YOZLAŞAN MÜSLÜMANLAR VE KAYIP İMAN MÜCADELESİ

Bir zamanlar İslam’ı savunmak için zulme uğrayan Müslümanlar, bugün elde ettikleri konfor ve güçle iman mücadelelerini kaybetmiş durumdalar. "Sizi aldatan dünya hayatı sakın sizi Allah’tan uzaklaştırmasın." (Lokman, 31/33) ayetinin uyarısına rağmen, birçok Müslüman, dünyevi nimetlere kapılarak İslami değerleri göz ardı ediyor. Güzel ahlak ve adalet ilkeleri, yerini torpile, adam kayırmaya ve çıkar ilişkilerine bırakmış durumda. Bu durum, genç nesillerin İslam’dan uzaklaşmasına ve İslam’ı bir mücadele dini olarak görmekten ziyade, çıkar ilişkileriyle bağdaştırmasına yol açıyor.
Peygamber Efendimiz (s.a.v) şöyle buyurur: "Ben güzel ahlakı tamamlamak için gönderildim." (Muvatta, Husnu'l-Huluk, 8). Fakat bugün, İslam adına hareket ettiğini söyleyen birçok grup, bu güzel ahlakı yaşatmak yerine, şekli bir Müslümanlıkla yetinmektedir. Bu da toplumsal yozlaşmayı ve iman zayıflığını daha da derinleştiriyor.
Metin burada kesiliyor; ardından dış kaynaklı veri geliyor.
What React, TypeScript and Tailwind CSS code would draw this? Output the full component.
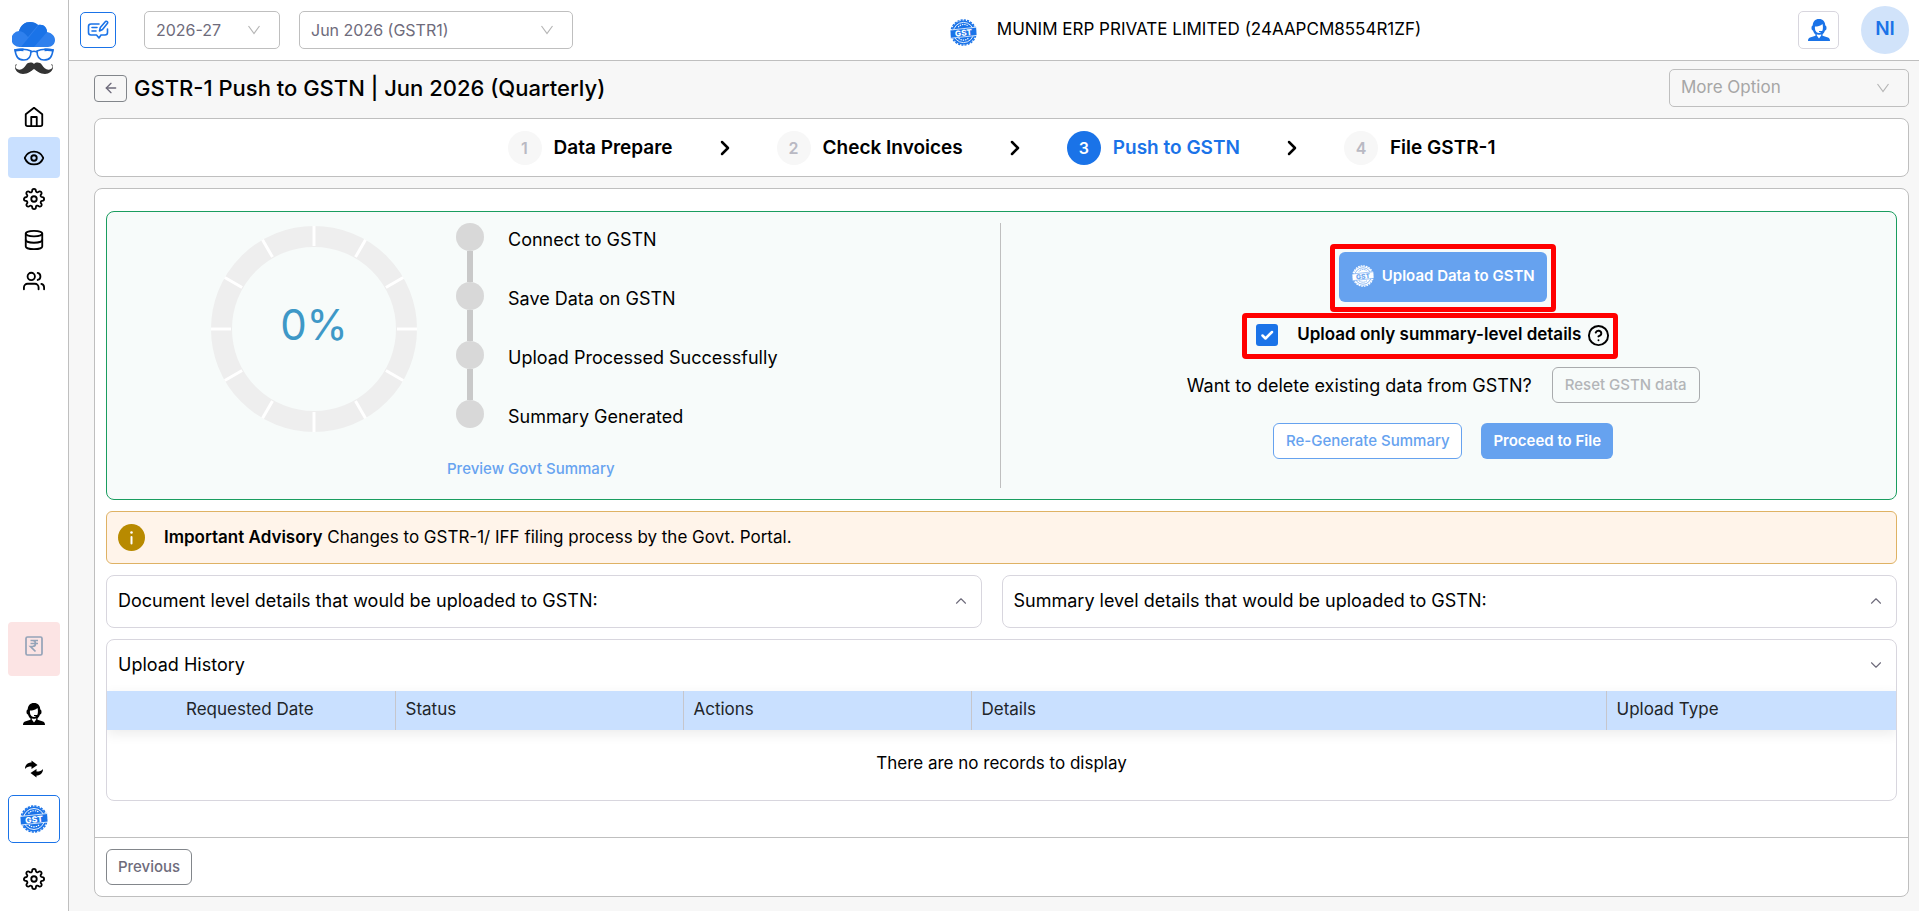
import { ArrowLeft, ChevronDown, ChevronRight, ChevronUp, CircleHelp, Database, Eye } from "lucide-react";
import { FiHome, FiSettings, FiUsers } from "react-icons/fi";

const steps = ["Data Prepare", "Check Invoices", "Push to GSTN", "File GSTR-1"];

const progress = ["Connect to GSTN", "Save Data on GSTN", "Upload Processed Successfully", "Summary Generated"];

const columns = [
  { label: "Requested Date", className: "w-[288px] pl-[79px]" },
  { label: "Status", className: "w-[288px] pl-2.5" },
  { label: "Actions", className: "w-[288px] pl-2.5" },
  { label: "Details", className: "pl-2.5" },
  { label: "Upload Type", className: "w-[290px] pl-2.5" },
];

function Logo() {
  return (
    <svg width="44" height="54" viewBox="0 0 44 54" aria-hidden="true">
      <path d="M8 25a8 8 0 0 1-1-16C9 3 13 0 18 0c3 0 6 1 8 3 5-1 9 3 9 7 5 1 8 4 8 8 0 4-3 7-7 7Z" fill="#2f80ed" />
      <path d="M7 9C9 3 13 0 18 0c3 0 6 1 8 3L16 15C13 11 10 9 7 9Z" fill="#1a6fe0" />
      <path d="M9 25 27 3c5-1 8 3 8 7L22 25Z" fill="#1a73e8" />
      <g fill="none" stroke="#1a6fe0" strokeWidth="1.600">
        <path d="M3 28c6-1 12-1 16 1 0 6-2 9-7 9-6 0-8-3-9-10ZM41 28c-6-1-12-1-16 1 0 6 2 9 7 9 6 0 8-3 9-10ZM19 30c2-1 4-1 6 0" />
        <path d="M2.500 28.500c3-.8 6-.8 9-.6M41.500 28.500c-3-.8-6-.8-9-.6" strokeWidth="2.600" />
      </g>
      <path d="M22 42c2-2 6-2 8 1 2 3 5 6 9 4 2-1 2-4 0-4 1-2 2 0 2 2 0 4-4 7-8 7-5 0-8-3-11-5-3 2-6 5-11 5-4 0-8-3-8-7 0-2 1-4 2-2-2 0-2 3 0 4 4 2 7-1 9-4 2-3 6-3 8-1Z" fill="#333" />
    </svg>
  );
}

function GstBadge({ size, color, ink }: { size: number; color: string; ink: string }) {
  return (
    <svg width={size} height={size} viewBox="0 0 28 28" aria-hidden="true" className="shrink-0">
      <circle cx="14" cy="14" r="12.500" fill={color} />
      <circle cx="14" cy="14" r="13" fill="none" stroke={color} strokeWidth="1.500" strokeDasharray="2.200 1.200" />
      <circle cx="14" cy="14" r="10.500" fill="none" stroke={ink} strokeWidth="0.900" />
      <path d="M8.500 8.500a7.500 7.500 0 0 1 10-1.500M9 20a7.500 7.500 0 0 0 10.500-.5" fill="none" stroke={ink} strokeWidth="1.200" strokeDasharray="1.400 0.900" />
      <path d="M0 11.500 27.500 8.500 28 17 .5 20Z" fill={color} stroke={ink} strokeWidth="0.800" />
      <text x="14" y="17.500" textAnchor="middle" fontSize="8.500" fontWeight="800" fill={ink} fontFamily="Inter, sans-serif" transform="rotate(-6 14 14)">
        GST
      </text>
    </svg>
  );
}

function AgentIcon({ className }: { className: string }) {
  return (
    <svg width="22" height="22" viewBox="0 0 22 22" fill="currentColor" className={className} aria-hidden="true">
      <path fillRule="evenodd" d="M11 0c4 0 6 2.500 6.300 6.500.8.300 1.200 1 1.200 2.500s-.5 2.500-1.500 2.600c-.4 1.500-1.400 3-2.500 3.900v1.300l5.500 1.700c1.300.5 2 1.500 2 3.500H0c0-2 .7-3 2-3.500l5.500-1.700v-1.300C6.300 14.600 5.500 13.200 5 11.600 4 11.500 3.500 10.500 3.500 9s.4-2.200 1.200-2.500C5 2.500 7 0 11 0Zm3.500 5c-2 2-5 2.500-7.500 2.500-.5 3 1 6.500 4 6.500.8 0 1.500-.3 2.200-.8l-2.200-.2v-1h3.200c.8-1.500 1-4.500.3-7ZM8.800 16.500 11 19.500l2.200-3v-1.200c-1.300.7-3 .7-4.400 0Z" />
    </svg>
  );
}

function SwapIcon() {
  return (
    <svg width="20" height="18" viewBox="0 0 20 18" aria-hidden="true">
      <path d="M1 9C1 5 3.500 2.500 7.500 2.500V.5L13.500 5 7.500 9V6.500C4.500 6.500 2.500 7 1 9ZM19 9c0 4-2.500 6.500-6.500 6.500v2L6.500 13l6-4v2.500c3 0 5-.5 6.500-2.500Z" fill="#000" />
    </svg>
  );
}

function RupeeIcon() {
  return (
    <svg width="18" height="20" viewBox="0 0 18 20" fill="none" stroke="#94a3b8" strokeWidth="1.700" aria-hidden="true">
      <rect x="1" y="1" width="16" height="18" rx="1.500" />
      <path d="M5.500 4.500h7.500M5.500 7.500h7.500M5.500 4.500h2c4 0 4 6 0 6h-2l5 5" />
    </svg>
  );
}

function NoteIcon() {
  return (
    <svg width="22" height="20" viewBox="0 0 22 20" fill="none" stroke="#1a73e8" strokeWidth="1.600" strokeLinecap="round" strokeLinejoin="round" aria-hidden="true">
      <path d="M12 4H4a2.500 2.500 0 0 0-2.500 2.500v6A2.500 2.500 0 0 0 4 15h5.500l2.500 3 2-3h4a2.500 2.500 0 0 0 2.500-2.500V9M5 7.500h5M5 11h4" />
      <path d="m12.500 11 .8-3.500L18.500 1.500c1.200-.8 2.700.3 2 1.700L15.500 9.500Z" />
    </svg>
  );
}

function ThinChevron({ className }: { className: string }) {
  return (
    <svg width="14" height="10" viewBox="0 0 14 10" fill="none" stroke="currentColor" strokeWidth="1.200" className={className} aria-hidden="true">
      <path d="m1.500 1 5.500 7.500L12.500 1" />
    </svg>
  );
}

function Dropdown({ label, value, className, disabled }: { label: string; value: string; className: string; disabled?: boolean }) {
  return (
    <div className={`relative h-[38px] ${className}`}>
      <select
        aria-label={label}
        disabled={disabled}
        className="h-full w-full appearance-none rounded-[5px] border border-[#bfbfbf] bg-transparent pr-9 pb-px pl-[11px]"
      >
        <option>{value}</option>
      </select>
      <ThinChevron className="pointer-events-none absolute top-3.5 right-[19px] text-[#b5b5b5]" />
    </div>
  );
}

function Sidebar() {
  const item = "flex h-[41px] w-[52px] items-center justify-center rounded";
  return (
    <aside className="flex w-[69px] shrink-0 flex-col items-center border-r border-[#bfbfbf] bg-white pt-[22px]">
      <Logo />
      <nav className="mt-5 flex flex-col items-center">
        <a href="#home" aria-label="Home" className={item}><FiHome size={22} /></a>
        <a href="#view" aria-label="View" className={`${item} bg-[#c9e0ff]`}><Eye size={22} /></a>
        <a href="#settings" aria-label="Settings" className={item}><FiSettings size={22} /></a>
        <a href="#data" aria-label="Data" className={item}><Database size={22} /></a>
        <a href="#users" aria-label="Users" className={item}><FiUsers size={22} /></a>
      </nav>
      <div className="mt-auto flex flex-col items-center">
        <button aria-label="Billing" className="flex h-[54px] w-[52px] items-center justify-center rounded bg-[#fce4e4] pb-1.5"><RupeeIcon /></button>
        <button aria-label="Support" className="flex h-[76px] w-[52px] items-center justify-center"><AgentIcon className="text-black" /></button>
        <button aria-label="Switch" className="mb-[9px] flex h-[34px] w-[52px] items-center justify-center"><SwapIcon /></button>
        <button aria-label="GST" className="flex h-12 w-[52px] items-center justify-center rounded-[5px] border border-[#1a73e8]">
          <GstBadge size={28} color="#1a73e8" ink="#fff" />
        </button>
        <button aria-label="Preferences" className="mt-[18px] mb-3.5 flex h-9 w-[52px] items-center justify-center"><FiSettings size={22} /></button>
      </div>
    </aside>
  );
}

function Header() {
  return (
    <header className="flex h-[61px] items-center border-b border-[#bfbfbf] bg-white pr-2.5 pl-[11px]">
      <div className="flex items-center text-[16px] text-[#6e6b7b]">
        <button aria-label="Notes" className="flex size-9 items-center justify-center rounded-[5px] border border-[#1a73e8]"><NoteIcon /></button>
        <Dropdown label="Financial year" value="2026-27" className="ml-7 w-[136px]" />
        <Dropdown label="Return period" value="Jun 2026 (GSTR1)" className="ml-[19px] w-[274px]" />
      </div>
      <div className="flex flex-1 items-center justify-center gap-5 pt-1 text-[17px]">
        <GstBadge size={27} color="#1a73e8" ink="#fff" />
        <span className="pb-1">MUNIM ERP PRIVATE LIMITED (24AAPCM8554R1ZF)</span>
      </div>
      <div className="flex items-center gap-[22px]">
        <button aria-label="Contact support" className="flex h-[38px] w-[41px] items-center justify-center rounded-[5px] border border-[#d8d6de]">
          <AgentIcon className="text-[#1a73e8]" />
        </button>
        <button className="size-12 rounded-full bg-[#d1e3fa] pb-0.5 text-[19px] font-semibold text-[#1a73e8]">NI</button>
      </div>
    </header>
  );
}

function Stepper() {
  return (
    <ol className="mt-[11px] flex h-[59px] items-center justify-center rounded-lg border border-[#bfbfbf] bg-white">
      {steps.map((step, i) => {
        const active = i === 2;
        return (
          <li key={step} className="flex items-center">
            {i > 0 && <ChevronRight size={24} strokeWidth={2.5} className="mx-10" />}
            <span className={`flex size-[34px] items-center justify-center rounded-full text-[16px] font-semibold ${active ? "bg-[#1a73e8] text-white" : "bg-[#f7f7f7] text-[#b9b9c3]"}`}>
              {i + 1}
            </span>
            <span className={`ml-3 text-[19px] leading-[34px] font-semibold ${active ? "text-[#1a73e8]" : "text-black"}`}>{step}</span>
          </li>
        );
      })}
    </ol>
  );
}

function ProgressRing() {
  return (
    <svg width="208" height="208" viewBox="0 0 208 208" role="img" aria-label="0% uploaded" className="mt-0.5 shrink-0">
      <circle cx="104" cy="104" r="92.500" fill="none" stroke="#eee" strokeWidth="21" />
      {Array.from({ length: 12 }, (_, i) => (
        <path key={i} d="M104 1v20" stroke="#fff" strokeWidth="3" transform={`rotate(${i * 30} 104 104)`} />
      ))}
      <text x="104" y="115" textAnchor="middle" fontSize="42" fill="#3e98c7" fontFamily="Inter, sans-serif">0%</text>
    </svg>
  );
}

function UploadPanel() {
  return (
    <section className="grid grid-cols-2 rounded-lg border border-[#1a9d5f] bg-[#f7fbfa] py-[11px]">
      <div className="mr-px flex min-h-[265px] border-r border-[#bfbfbf] pl-[103px]">
        <ProgressRing />
        <div className="ml-[29px]">
          <ul className="pl-[9px]">
            {progress.map((label, i) => (
              <li key={label} className="flex text-[18px]">
                <div className="flex flex-col items-center">
                  <span className="size-7 rounded-full bg-[#d8d8d8]" />
                  {i < 3 && <span className="h-[31px] w-1.5 bg-[#c9c9c9]" />}
                </div>
                <span className="ml-6 pt-[5px] leading-6">{label}</span>
              </li>
            ))}
          </ul>
          <a href="#preview" className="mt-[30px] block text-[15px] leading-5 font-medium text-[#67a3f0]">Preview Govt Summary</a>
        </div>
      </div>
      <div className="flex flex-col items-center pt-[21px] pr-[11px]">
        <div className="rounded-sm border-[5px] border-[#f00] px-1 pt-[3px] pb-[5px]">
          <button className="flex h-[50px] w-[208px] items-center justify-center gap-2 rounded-md bg-[#66a2ef] pb-0.5 text-[15px] font-semibold text-white">
            <GstBadge size={22} color="#fff" ink="#66a2ef" />
            Upload Data to GSTN
          </button>
        </div>
        <div className="mt-px mr-[26px] flex h-[46px] w-[376px] items-center rounded-sm border-[5px] border-[#f00] pb-0.5 pl-[9px]">
          <div className="relative size-[22px]">
            <input id="summary-only" type="checkbox" defaultChecked className="block size-[22px] appearance-none rounded-[3px] bg-[#1a73e8]" />
            <svg width="22" height="22" viewBox="0 0 22 22" fill="none" stroke="#fff" strokeWidth="2.500" strokeLinecap="round" strokeLinejoin="round" className="pointer-events-none absolute inset-0" aria-hidden="true">
              <path d="m6.500 11.500 3 3 6.500-6.500" />
            </svg>
          </div>
          <label htmlFor="summary-only" className="ml-[19px] text-[17px] font-semibold whitespace-nowrap">Upload only summary-level details</label>
          <CircleHelp size={23} className="ml-1.5 shrink-0" />
        </div>
        <div className="mt-2 flex items-center gap-5 text-[18px]">
          Want to delete existing data from GSTN?
          <button disabled className="h-9 w-[148px] rounded-md border border-[#a9abad] text-[15px] font-medium text-[#b3b5b8]">Reset GSTN data</button>
        </div>
        <div className="mt-5 flex gap-[19px] text-[15px]">
          <button className="h-9 w-[189px] rounded-md border border-[#66a2ef] bg-white font-medium text-[#66a2ef]">Re-Generate Summary</button>
          <button className="h-9 w-[132px] rounded-md bg-[#66a2ef] font-semibold text-white">Proceed to File</button>
        </div>
      </div>
    </section>
  );
}

export default function App() {
  return (
    <div className="flex min-h-screen bg-[#f7f7f7] font-[Inter,sans-serif] text-black">
      <Sidebar />
      <div className="flex min-w-0 flex-1 flex-col">
        <Header />
        <main className="flex flex-1 flex-col pt-2 pr-2.5 pb-3.5 pl-[25px]">
          <div className="flex h-[38px] items-center">
            <button aria-label="Back" className="flex h-[27px] w-[33px] items-center justify-center rounded border border-[#82868b] text-[#6e6b7b]">
              <ArrowLeft size={16} />
            </button>
            <h1 className="ml-[7px] flex-1 text-[22px] font-medium">GSTR-1 Push to GSTN | Jun 2026 (Quarterly)</h1>
            <Dropdown label="More options" value="More Option" disabled className="w-[240px] text-[17px] text-[#a6a6a6]" />
          </div>

          <Stepper />

          <div className="mt-[11px] flex flex-1 flex-col rounded-lg border border-[#bfbfbf] bg-white">
            <div className="flex flex-col gap-[11px] px-[11px] pt-[22px]">
              <UploadPanel />

              {/* Advisory */}
              <div className="flex h-[53px] items-center rounded-md border border-[#dfb264] bg-[#fff4ea] pl-[11px] text-[17px]">
                <svg width="27" height="27" viewBox="0 0 27 27" aria-hidden="true">
                  <circle cx="13.500" cy="13.500" r="13.500" fill="#b88a00" />
                  <circle cx="13.500" cy="8.500" r="1.300" fill="#fff" />
                  <path d="M13.500 13v6.500" stroke="#fff" strokeWidth="2" strokeLinecap="round" />
                </svg>
                <p className="ml-[19px]"><b className="font-semibold">Important Advisory</b> Changes to GSTR-1/ IFF filing process by the Govt. Portal.</p>
              </div>

              <div className="grid grid-cols-2 text-[18px]">
                <button className="mr-5 flex h-[53px] items-center justify-between rounded-lg border border-[#d8d6de] px-[11px] pb-0.5">
                  Document level details that would be uploaded to GSTN:
                  <ChevronUp size={18} strokeWidth={1.5} className="text-[#6e6b7b]" />
                </button>
                <button className="flex h-[53px] items-center justify-between rounded-lg border border-[#d8d6de] px-[11px] pb-0.5">
                  Summary level details that would be uploaded to GSTN:
                  <ChevronUp size={18} strokeWidth={1.5} className="text-[#6e6b7b]" />
                </button>
              </div>

              {/* History */}
              <section className="overflow-hidden rounded-lg border border-[#d8d6de]">
                <button className="flex h-[51px] w-full items-center justify-between px-[11px] pb-0.5 text-[18px]">
                  Upload History
                  <ChevronDown size={18} strokeWidth={1.5} className="text-[#6e6b7b]" />
                </button>
                <table className="w-full table-fixed border-collapse text-left text-[17px]">
                  <thead className="bg-[#c9e0ff] text-[#212529] shadow-[0_4px_12px_rgba(0,0,0,0.08)]">
                    <tr className="h-[39px]">
                      {columns.map((col, i) => (
                        <th key={col.label} className={`pb-0.5 font-normal ${col.className} ${i > 0 ? "border-l border-[#c6c6cc]" : ""}`}>{col.label}</th>
                      ))}
                    </tr>
                  </thead>
                  <tbody>
                    <tr>
                      <td colSpan={5} className="h-[70px] pb-0.5 text-center">There are no records to display</td>
                    </tr>
                  </tbody>
                </table>
              </section>
            </div>

            <footer className="mt-auto border-t border-[#bfbfbf] px-[11px] py-[11px]">
              <button className="h-9 w-[86px] rounded-md border border-[#82868b] text-[15px] font-medium text-[#6e6b7b]">Previous</button>
            </footer>
          </div>
        </main>
      </div>
    </div>
  );
}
İMANİ EREZYONUNU DURDURMAMIZ GEREKİYOR

Filistin davası, sadece bir toprak mücadelesi değil, iman mücadelesidir. Ancak Türkiye’de ve dünyada birçok Müslüman, bu davayı gerçekten savunmak yerine, şekli desteklerle vicdanlarını rahatlatıyorlar. Filistin davasına sahip çıkmak için önce kendi içimizdeki ahlaki ve imani erozyonu durdurmamız gerekiyor. Bu yozlaşma, Filistin'e olan desteğimizi de samimiyetten uzaklaştırıyor. Filistin halkının yaktığı iman ateşi, bizim için de bir diriliş vesilesi olmalı. Aksi halde, Gazze’deki mücadeleye verilen bu sembolik destek, gerçek anlamda bir dayanışma değil, Filistin davasına ve İslam’a yapılmış bir ihanet olacaktır.